Work required: Starting at the first line of the data, please print exactly those lines through the one that holds "import React from", omitting every picture.

......

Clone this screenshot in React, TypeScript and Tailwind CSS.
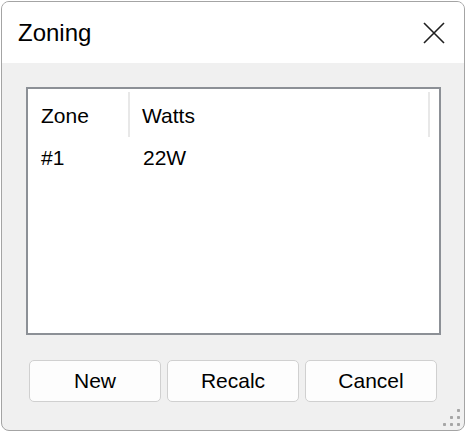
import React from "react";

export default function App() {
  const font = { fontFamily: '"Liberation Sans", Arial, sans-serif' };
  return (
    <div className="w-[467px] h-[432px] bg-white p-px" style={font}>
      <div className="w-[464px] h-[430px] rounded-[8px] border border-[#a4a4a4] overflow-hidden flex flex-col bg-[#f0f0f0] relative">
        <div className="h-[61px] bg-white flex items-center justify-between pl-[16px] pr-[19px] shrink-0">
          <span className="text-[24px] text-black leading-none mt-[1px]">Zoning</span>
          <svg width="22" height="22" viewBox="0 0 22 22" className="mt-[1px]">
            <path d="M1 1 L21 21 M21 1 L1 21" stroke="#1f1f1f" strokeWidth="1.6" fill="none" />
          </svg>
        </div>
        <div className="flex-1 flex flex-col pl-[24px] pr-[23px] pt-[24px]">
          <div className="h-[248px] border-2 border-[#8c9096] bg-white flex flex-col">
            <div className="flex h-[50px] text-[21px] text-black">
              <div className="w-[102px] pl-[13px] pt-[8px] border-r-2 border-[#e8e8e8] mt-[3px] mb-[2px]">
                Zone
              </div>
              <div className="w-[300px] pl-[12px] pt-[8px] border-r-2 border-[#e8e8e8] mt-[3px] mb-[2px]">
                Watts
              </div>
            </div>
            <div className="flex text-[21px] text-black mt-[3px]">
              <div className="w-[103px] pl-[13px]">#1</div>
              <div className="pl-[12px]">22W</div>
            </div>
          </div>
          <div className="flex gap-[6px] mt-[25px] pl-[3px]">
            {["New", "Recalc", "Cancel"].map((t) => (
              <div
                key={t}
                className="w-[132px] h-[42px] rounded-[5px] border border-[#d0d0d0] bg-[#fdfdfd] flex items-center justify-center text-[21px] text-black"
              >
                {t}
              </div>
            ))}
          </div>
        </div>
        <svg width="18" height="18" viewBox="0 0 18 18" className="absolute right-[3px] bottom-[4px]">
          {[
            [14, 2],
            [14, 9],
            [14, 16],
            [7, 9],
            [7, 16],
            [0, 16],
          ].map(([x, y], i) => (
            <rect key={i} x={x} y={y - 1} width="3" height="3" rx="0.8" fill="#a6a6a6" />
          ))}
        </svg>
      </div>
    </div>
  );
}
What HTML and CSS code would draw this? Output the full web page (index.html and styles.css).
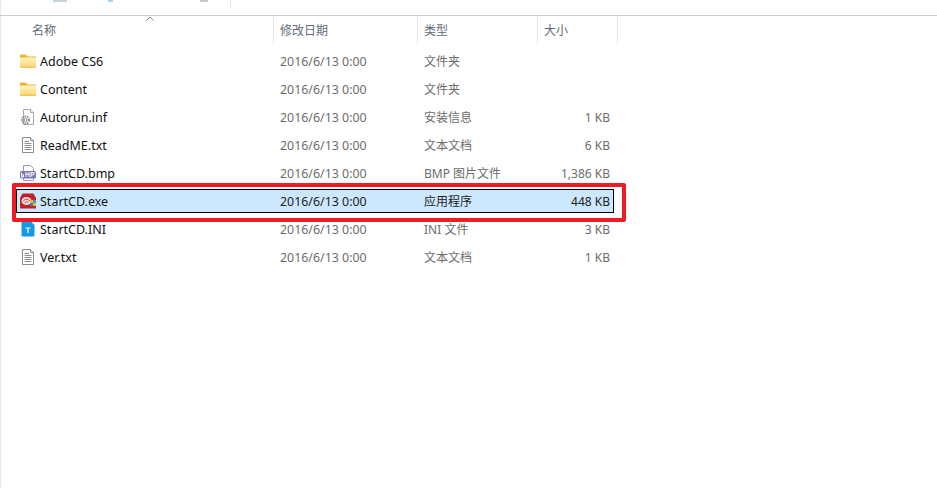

......

Complete answer:
Clone this screenshot in React, TypeScript and Tailwind CSS.
import React from "react";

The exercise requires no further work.